Reconciliation allows the party in power to completely skirt the minority, in this case Democrats, by lowering the Senate’s threshold to advance from 60 votes to 51. The legislation must adhere to a specific set of rules, however, including measures that deal with the budget, taxation, or the national debt.
Both the House and Senate must agree to identical versions of the bill before it gets to Trump’s desk for a signature. The House’s version passed 215 to 214, and leaders there have implored the upper chamber to change as little as possible.
Cassidy acknowledged there were some changes made but was optimistic about how they’ll be met in the House.
“There’s several things, but one thing I think that they’re going to like is that we do fully fund the Pell Grant program. You know, we address the shortfall there. And so I think they’re going to like it,” he said.
“It’s going to give low-income students access to career education. We need those kind of career type jobs to make sure that all this manufacturing and construction has a workforce to address it.

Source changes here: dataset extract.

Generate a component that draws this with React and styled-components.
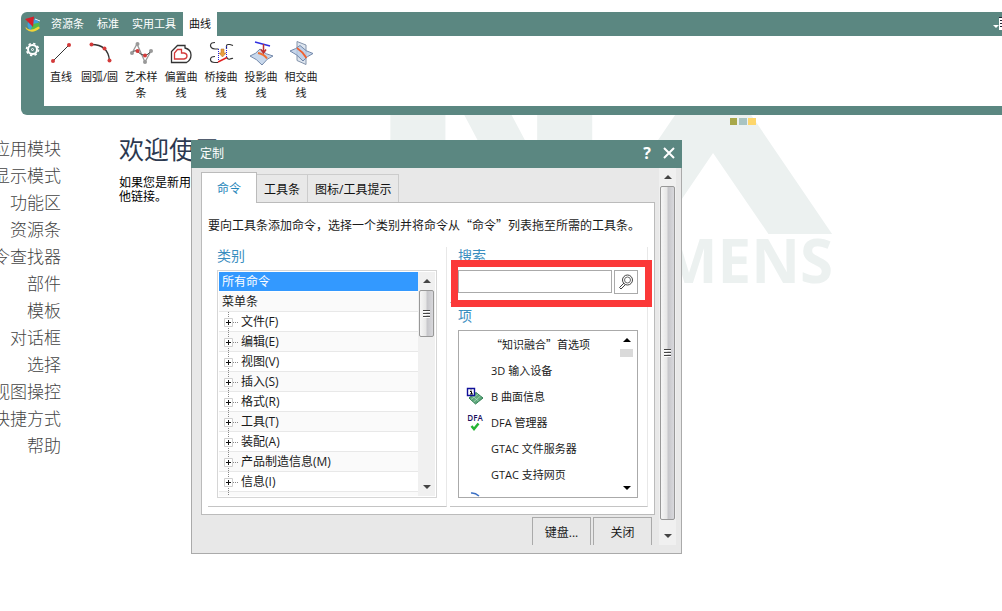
import React from 'react';
import styled, { createGlobalStyle } from 'styled-components';

const GlobalStyle = createGlobalStyle`
  * {
    box-sizing: border-box;
  }
  body {
    margin: 0;
    background: #fff;
    color: #1a1a1a;
    font-family: "Open Sans", "Noto Sans CJK SC", sans-serif;
    font-size: 12px;
  }
  button,
  input {
    margin: 0;
    padding: 0;
    border: 0;
    border-radius: 0;
    background: none;
    color: inherit;
    font: inherit;
  }
  ul {
    margin: 0;
    padding: 0;
    list-style: none;
  }
  svg {
    display: block;
    flex: none;
  }
`;

const Page = styled.div`
  display: flex;
  flex-direction: column;
  min-height: 100vh;
  padding-top: 12px;
  overflow: hidden;
`;

/* ribbon */
const Ribbon = styled.header`
  display: grid;
  grid-template-columns: 23px 1fr;
  grid-template-rows: 24px auto;
  margin-left: 21px;
  padding-bottom: 9px;
  border-radius: 6px 0 0 6px;
  background: #5b8781;
`;
const Corner = styled.div`
  display: flex;
  align-items: center;
  justify-content: center;
`;
const RibbonTabs = styled.nav`
  display: flex;
  gap: 1px;
  padding-left: 1px;
`;
const RibbonTab = styled.button`
  padding: 0 6px;
  background: ${(p) => (p.$active ? '#fff' : 'transparent')};
  color: ${(p) => (p.$active ? '#111' : '#fff')};
  font-size: 11px;
  line-height: 24px;
`;
const RibbonMenu = styled.button`
  margin-left: auto;
`;
const GearButton = styled.button`
  display: flex;
  justify-content: center;
  padding-top: 6px;
`;
const Tools = styled.div`
  display: flex;
  min-height: 70px;
  background: #fff;
`;
const Tool = styled.button`
  display: flex;
  flex-direction: column;
  align-items: center;
  gap: 3px;
  width: ${(p) => p.$width || 40}px;
  padding-top: 4px;
  font-size: 11px;
  line-height: 16px;
`;

/* start page */
const Workspace = styled.main`
  position: relative;
  flex: 1;
  display: flex;
  gap: 58px;
  overflow: hidden;
`;
const Watermark = styled.svg`
  position: absolute;
  top: 0;
  left: 380px;
  z-index: -1;
`;
const Sidebar = styled.nav`
  display: flex;
  flex-direction: column;
  align-items: flex-end;
  width: 61px;
  padding-top: 20px;
`;
const SideLink = styled.a`
  color: #444;
  font-size: 17px;
  font-weight: 300;
  line-height: 27px;
  text-decoration: none;
  white-space: nowrap;
`;
const Welcome = styled.section`
  padding-top: 16px;
`;
const Heading = styled.h1`
  margin: 0 0 9px;
  color: #2c3950;
  font-size: 25px;
  font-weight: 400;
  line-height: 36px;
`;
const Intro = styled.p`
  margin: 0;
  color: #000;
  line-height: 14px;
`;

/* dialog */
const Dialog = styled.section`
  position: absolute;
  top: 25px;
  left: 191px;
  width: 491px;
`;
const TitleBar = styled.header`
  display: flex;
  align-items: center;
  height: 28px;
  padding: 0 2px 2px 9px;
  background: #5b8781;
  color: #fff;
`;
const Title = styled.h2`
  flex: 1;
  margin: 0;
  font-size: 12px;
  font-weight: 400;
`;
const TitleButton = styled.button`
  display: flex;
  align-items: center;
  justify-content: center;
  width: 22px;
  height: 22px;
  font-size: 16px;
  font-weight: 700;
`;
const DialogBody = styled.div`
  display: flex;
  gap: 4px;
  padding: 0 5px 8px 9px;
  border: 1px solid #aaa;
  border-top: 0;
  background: #e8e8e8;
`;
const Content = styled.div`
  flex: 1;
  padding-top: 4px;
`;
const Tabs = styled.div`
  display: flex;
  align-items: flex-end;
  height: 30px;
`;
const Tab = styled.button`
  position: relative;
  height: ${(p) => (p.$active ? 31 : 28)}px;
  margin-bottom: ${(p) => (p.$active ? -1 : 0)}px;
  padding: 0 ${(p) => (p.$active ? 15 : 7)}px;
  border: 1px solid ${(p) => (p.$active ? '#bbb' : '#ccc')};
  border-bottom: 0;
  border-left-width: ${(p) => (p.$active ? 1 : 0)}px;
  background: ${(p) => (p.$active ? '#fff' : '#e8e8e8')};
  color: ${(p) => (p.$active ? '#2585ba' : '#111')};
`;
const Panel = styled.div`
  padding: 12px 6px 7px;
  border: 1px solid #bbb;
  background: #fff;
`;
const Hint = styled.p`
  margin: 0 0 12px;
  font-family: "Noto Sans CJK SC", sans-serif;
  line-height: 20px;
  white-space: nowrap;
`;
const Columns = styled.div`
  display: grid;
  grid-template-columns: 239px 198px;
  gap: 3px;
`;
const Group = styled.section`
  position: relative;
  padding: ${(p) => p.$top || 0}px 9px 8px ${(p) => p.$left || 8}px;
  border-right: 1px solid #e8e8e8;
  border-bottom: 1px solid #c4c4c4;
`;
const Label = styled.label`
  display: block;
  margin-bottom: 5px;
  color: #3a8ebf;
  font-size: 14px;
  line-height: 18px;
`;
const ListBox = styled.div`
  display: flex;
  height: 228px;
  padding: 1px;
  border: 1px solid #d6d6d6;
`;
const TreeList = styled.ul`
  flex: 1;
  overflow: hidden;
`;
const TreeRow = styled.li`
  display: flex;
  align-items: center;
  gap: 2px;
  height: 20px;
  padding-left: ${(p) => (p.$root ? 3 : 0)}px;
  border-bottom: 1px solid #e8e8e8;
  background: #fff;
  line-height: 19px;

  &:nth-child(even) {
    background: #fafafa;
  }
  &:first-child {
    border-color: #fff;
    background: #3399ff;
    color: #fff;
  }
`;
const SearchRow = styled.div`
  display: flex;
  gap: 2px;
`;
const SearchInput = styled.input`
  flex: 1;
  min-width: 0;
  height: 23px;
  padding: 0 4px;
  border: 1px solid #aaa;
  background: #fff;
`;
const SearchButton = styled.button`
  display: flex;
  align-items: center;
  justify-content: center;
  width: 24px;
  height: 24px;
  border: 1px solid #aaa;
`;
const Highlight = styled.div`
  position: absolute;
  top: 13px;
  left: 1px;
  z-index: 1;
  width: 201px;
  height: 47px;
  border: 7px solid #fb3838;
  pointer-events: none;
`;
const ItemBox = styled.div`
  display: flex;
  height: 168px;
  padding-right: 3px;
  border: 1px solid #aaa;
`;
const ItemList = styled.ul`
  flex: 1;
  overflow: hidden;
`;
const ItemRow = styled.li`
  display: flex;
  align-items: center;
  height: 26px;
  font-family: ${(p) => (p.$quoted ? '"Noto Sans CJK SC", sans-serif' : 'inherit')};
  font-size: 11px;
  white-space: nowrap;
`;
const IconCell = styled.span`
  display: flex;
  justify-content: center;
  width: 32px;
`;
const Dfa = styled.span`
  display: flex;
  flex-direction: column;
  align-items: center;
  color: #201060;
  font-size: 8px;
  font-weight: 600;
  line-height: 8px;
`;
const Footer = styled.footer`
  display: flex;
  justify-content: flex-end;
  gap: 2px;
  padding: 2px 3px 0 0;
`;
const FooterButton = styled.button`
  width: 59px;
  height: 28px;
  border: 1px solid #aaa;
  border-bottom: 0;
`;

/* scroll bars */
const Bar = styled.div`
  display: flex;
  flex-direction: column;
  width: ${(p) => p.$width}px;
  padding: 0 1px;
  background: ${(p) => (p.$flat ? '#fff' : '#f0f0f0')};
`;
const Arrow = styled.button`
  display: flex;
  align-items: center;
  justify-content: center;
  height: 18px;
`;
const Track = styled.div`
  flex: 1;
`;
const Thumb = styled.div`
  display: flex;
  flex-direction: column;
  align-items: center;
  justify-content: center;
  gap: 1px;
  height: ${(p) => p.$size}px;
  border: ${(p) => (p.$flat ? '0' : '1px solid #989898')};
  border-radius: ${(p) => (p.$flat ? 0 : 2)}px;
  background: ${(p) => (p.$flat ? '#dadada' : 'linear-gradient(to right, #f6f6f6, #e6e6e6 45%, #c6c6ca 55%, #d8d8dc)')};
`;
const Grip = styled.i`
  width: 7px;
  height: 2px;
  border-bottom: 1px solid #fff;
  background: #444;
`;

function ScrollBar({ width, size, flat }) {
  return (
    <Bar $width={width} $flat={flat}>
      <Arrow aria-label="up">
        <svg width="8" height="4"><path d="M0 4 4 0 8 4z" fill={flat ? '#000' : '#444'} /></svg>
      </Arrow>
      <Thumb $size={size} $flat={flat}>
        {!flat && [0, 1, 2].map((n) => <Grip key={n} />)}
      </Thumb>
      <Track />
      <Arrow aria-label="down">
        <svg width="8" height="4"><path d="M0 0h8L4 4z" fill={flat ? '#000' : '#444'} /></svg>
      </Arrow>
    </Bar>
  );
}

const dots = (points, fill) => points.map(([x, y]) => (
  <circle key={`${x}-${y}`} cx={x} cy={y} r="2" fill={fill} />
));

const tools = [
  {
    label: '直线',
    width: 34,
    icon: (
      <>
        <path d="M5 21 21 5" stroke="#333" />
        {dots([[5, 21], [21, 5]], '#d33a3a')}
      </>
    ),
  },
  {
    label: '圆弧/圆',
    width: 43,
    icon: (
      <>
        <path d="M4.5 4.5Q21 4.5 22.5 20.5" stroke="#333" strokeWidth="1.3" />
        {dots([[4.5, 4.5], [17.5, 8.5], [22.5, 20.5]], '#d33a3a')}
      </>
    ),
  },
  {
    label: '艺术样条',
    icon: (
      <>
        <path d="M4 13 9 4 17 22 23 11" stroke="#999" strokeWidth="1.3" />
        <path d="M4 13Q7 9 10 12T17 15.5Q20 15 23 11" stroke="#444" />
        {dots([[4, 13], [9.5, 4], [17, 22], [23, 11]], '#999')}
        {dots([[9.5, 11], [17, 15.5]], '#d33a3a')}
      </>
    ),
  },
  {
    label: '偏置曲线',
    icon: (
      <>
        <path d="M3.5 22.5V11.5L9.500 5.500H17V8Q23 9.500 23 15 23 20 18.500 22.500Z" stroke="#333" strokeWidth="1.300" />
        <path d="M6.500 19V13L9.500 9.500H13.500V13H16Q19 13.500 19 16T16 19Z" stroke="#d33a3a" strokeWidth="1.300" />
      </>
    ),
  },
  {
    label: '桥接曲线',
    icon: (
      <>
        <path d="M7 2.500Q2.500 2.500 2.500 5.500T7 9H10.500M7 16.500Q2.500 16.500 2.500 19.500T7 22.500H10M18.500 9V6Q18.500 4.500 20 4.500H22L25 5.500M18.500 17Q20 20 22 19T25 18.500" stroke="#333" strokeWidth="1.200" />
        <path d="M10.500 9V22M18.500 6V18" stroke="#2222dd" strokeDasharray="1 1" />
        <path d="M10 22 19 17.500" stroke="#e02020" strokeWidth="1.500" />
        <path d="M13 9h3v4h2l-3.500 4-3.500-4h2z" fill="#e8a040" stroke="#b66a20" strokeWidth=".5" />
      </>
    ),
  },
  {
    label: '投影曲线',
    icon: (
      <>
        <path d="M2 16Q8 14 12 9 18 15 25 16 19 18 14 25 9 19 2 16Z" fill="#c8d8ec" stroke="#7288aa" />
        <path d="M10 13Q16 14 19 18.500" stroke="#f07030" strokeWidth="2" />
        <path d="M7 2 22 6" stroke="#3030e0" strokeWidth="1.500" />
        <path d="M15.500 4V12M13 9.500 15.500 13 18 9.500" stroke="#c03030" strokeWidth="1.500" />
      </>
    ),
  },
  {
    label: '相交曲线',
    icon: (
      <>
        <path d="M9 1.500 18 5V24.500L9 20.500Z" fill="#dde5ef" stroke="#8494ac" />
        <path d="M2 11Q8 9 12 5.500 18 12 25 13.500 19 16 15 21 9 14 2 11Z" fill="#b9cce6" fillOpacity=".8" stroke="#7288aa" />
        <path d="M9 8Q15 12 18.500 18" stroke="#f06030" strokeWidth="1.800" />
      </>
    ),
  },
];

const sideLinks = ['应用模块', '显示模式', '功能区', '资源条', '命令查找器', '部件', '模板', '对话框', '选择', '视图操控', '快捷方式', '帮助'];

const menus = ['文件(F)', '编辑(E)', '视图(V)', '插入(S)', '格式(R)', '工具(T)', '装配(A)', '产品制造信息(M)', '信息(I)', ''];

const surfaceIcon = (
  <svg width="18" height="18" fill="none">
    <path d="M3 11 10 5.500 17 11 9.500 17Z" fill="#5fa97c" stroke="#2f7d52" />
    <path d="M5 12.500 12 7M7.500 15 14.500 9M6 8.500 12.500 14" stroke="#b6dcc4" strokeWidth=".7" />
    <path d="M1.500 1.500h7v7h-7z" fill="#fff" stroke="#10109a" strokeWidth="1.400" />
    <path d="M4 4.500h1.500V7M4 7h3M5 2.500v1" stroke="#000" />
  </svg>
);
const dfaIcon = (
  <Dfa>
    DFA
    <svg width="10" height="9" fill="none"><path d="M1.500 4 4 7 8.500 1.500" stroke="#25b535" strokeWidth="2.500" /></svg>
  </Dfa>
);
const curveIcon = (
  <svg width="18" height="18" fill="none"><path d="M5 2Q9 1.500 13 5" stroke="#3a6fc4" strokeWidth="1.500" /></svg>
);

const items = [
  { text: '“知识融合”首选项', quoted: true },
  { text: '3D 输入设备' },
  { text: 'B 曲面信息', icon: surfaceIcon },
  { text: 'DFA 管理器', icon: dfaIcon },
  { text: 'GTAC 文件服务器' },
  { text: 'GTAC 支持网页' },
  { text: '', icon: curveIcon },
];

function Expander() {
  return (
    <button type="button" aria-label="+">
      <svg width="20" height="20" fill="none">
        <path d="M9.500 0V20M14 10.500H19" stroke="#888" strokeDasharray="1 1" />
        <path d="M5.500 6.500h8v8h-8z" fill="#fff" stroke="#d0d0d0" />
        <path d="M7 10.500h5M9.500 8v5" stroke="#111" />
      </svg>
    </button>
  );
}

function AppLogo() {
  return (
    <svg width="17" height="17" fill="none">
      <circle cx="9.500" cy="9" r="6" fill="#3da1dc" />
      <path d="M9 8 15.500 6.500V12L11 15.500 7 13Z" fill="#55b948" />
      <path d="M1.500 11Q6 16.500 14.500 10.500L16 12Q8 19 2 13Z" fill="#f2d338" />
      <path d="M1 3 10 .5 9 11Z" fill="#d3202a" />
      <path d="M11 3 16 5" stroke="#e6f4ff" />
    </svg>
  );
}

function RibbonBar() {
  return (
    <Ribbon>
      <Corner><AppLogo /></Corner>
      <RibbonTabs>
        <RibbonTab>资源条</RibbonTab>
        <RibbonTab>标准</RibbonTab>
        <RibbonTab>实用工具</RibbonTab>
        <RibbonTab $active>曲线</RibbonTab>
        <RibbonMenu aria-label="menu">
          <svg width="9" height="16">
            <path d="M0 9h6L3 12z" fill="#fff" />
            <path d="M6 2h3v12H6z" fill="#fff" />
            <path d="M6 1h3v1H6zM7 4h2v1H7zM7 7h2v1H7zM7 10h2v1H7z" fill="#223" />
          </svg>
        </RibbonMenu>
      </RibbonTabs>
      <GearButton aria-label="settings">
        <svg width="15" height="15" fill="none" stroke="#fff">
          <circle cx="7.500" cy="7.500" r="4.500" strokeWidth="2" />
          <circle cx="7.500" cy="7.500" r="6" strokeWidth="1.600" strokeDasharray="2.350 2.350" />
          <circle cx="7.500" cy="7.500" r="1" strokeWidth="1" />
        </svg>
      </GearButton>
      <Tools>
        {tools.map((tool) => (
          <Tool key={tool.label} $width={tool.width}>
            <svg width="26" height="26" fill="none">{tool.icon}</svg>
            {tool.label}
          </Tool>
        ))}
      </Tools>
    </Ribbon>
  );
}

function CustomizeDialog() {
  return (
    <Dialog role="dialog" aria-labelledby="dialog-title">
      <TitleBar>
        <Title id="dialog-title">定制</Title>
        <TitleButton>?</TitleButton>
        <TitleButton aria-label="close">
          <svg width="12" height="12"><path d="M1 1 11 11M11 1 1 11" stroke="#fff" strokeWidth="2" /></svg>
        </TitleButton>
      </TitleBar>
      <DialogBody>
        <Content>
          <Tabs>
            <Tab $active>命令</Tab>
            <Tab>工具条</Tab>
            <Tab>图标/工具提示</Tab>
          </Tabs>
          <Panel>
            <Hint>要向工具条添加命令，选择一个类别并将命令从“命令”列表拖至所需的工具条。</Hint>
            <Columns>
              <Group $left={9}>
                <Label as="div">类别</Label>
                <ListBox>
                  <TreeList>
                    <TreeRow $root>所有命令</TreeRow>
                    <TreeRow $root>菜单条</TreeRow>
                    {menus.map((name) => (
                      <TreeRow key={name}>
                        <Expander />
                        {name}
                      </TreeRow>
                    ))}
                  </TreeList>
                  <ScrollBar width={17} size={47} />
                </ListBox>
              </Group>
              <div>
                <Group>
                  <Label htmlFor="search">搜索</Label>
                  <SearchRow>
                    <SearchInput id="search" type="text" />
                    <SearchButton aria-label="search">
                      <svg width="16" height="16" fill="none" stroke="#444">
                        <circle cx="9.500" cy="6" r="5" />
                        <circle cx="9.500" cy="6" r="3" strokeWidth=".8" />
                        <path d="M6 9 1.500 13.500 3 15 7.500 10.500" />
                      </svg>
                    </SearchButton>
                  </SearchRow>
                  <Highlight />
                </Group>
                <Group $top={4}>
                  <Label as="div">项</Label>
                  <ItemBox>
                    <ItemList>
                      {items.map((item) => (
                        <ItemRow key={item.text} $quoted={item.quoted}>
                          <IconCell>{item.icon}</IconCell>
                          {item.text}
                        </ItemRow>
                      ))}
                    </ItemList>
                    <ScrollBar width={15} size={8} flat />
                  </ItemBox>
                </Group>
              </div>
            </Columns>
          </Panel>
          <Footer>
            <FooterButton>键盘...</FooterButton>
            <FooterButton>关闭</FooterButton>
          </Footer>
        </Content>
        <ScrollBar width={17} size={334} />
      </DialogBody>
    </Dialog>
  );
}

function App() {
  return (
    <>
      <GlobalStyle />
      <Page>
        <RibbonBar />
        <Workspace>
          <Watermark width="460" height="180" fill="#ecf1f0" fontWeight="700" aria-hidden="true">
            <text x="-18" y="119" fontFamily="DejaVu Sans" fontSize="309">N</text>
            <text x="208" y="119" fontFamily="DejaVu Sans" fontSize="325">X</text>
            <text x="453" y="168" fontFamily="Open Sans" fontSize="60" textAnchor="end">SIEMENS</text>
            <path d="M350 3h7v7h-7z" fill="#a8a84a" />
            <path d="M359 3h8v7h-8z" fill="#a9c4c2" />
            <path d="M368 3h8v7h-8z" fill="#fdd66c" />
          </Watermark>
          <Sidebar>
            {sideLinks.map((link) => <SideLink key={link} href="#">{link}</SideLink>)}
          </Sidebar>
          <Welcome>
            <Heading>欢迎使用</Heading>
            <Intro>
              如果您是新用
              <br />
              他链接。
            </Intro>
          </Welcome>
          <CustomizeDialog />
        </Workspace>
      </Page>
    </>
  );
}

export default App;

And so we think it helps the needs of society. We think it helps the needs of the student.”
House and Senate GOP leaders had previously set a goal of having a bill on Trump’s desk by the Fourth of July.
Cassidy declined to comment on whether that was a feasible benchmark but argued that lawmakers should be ready to extend that timeline – and possibly shrink their summer recess – to get the final product.
“As far as I’m concerned, the most important thing is to get it right. So if there is a delay, the president said it today – if there is a delay, that’s not that big of a deal. The most important thing is we get it right,” he said.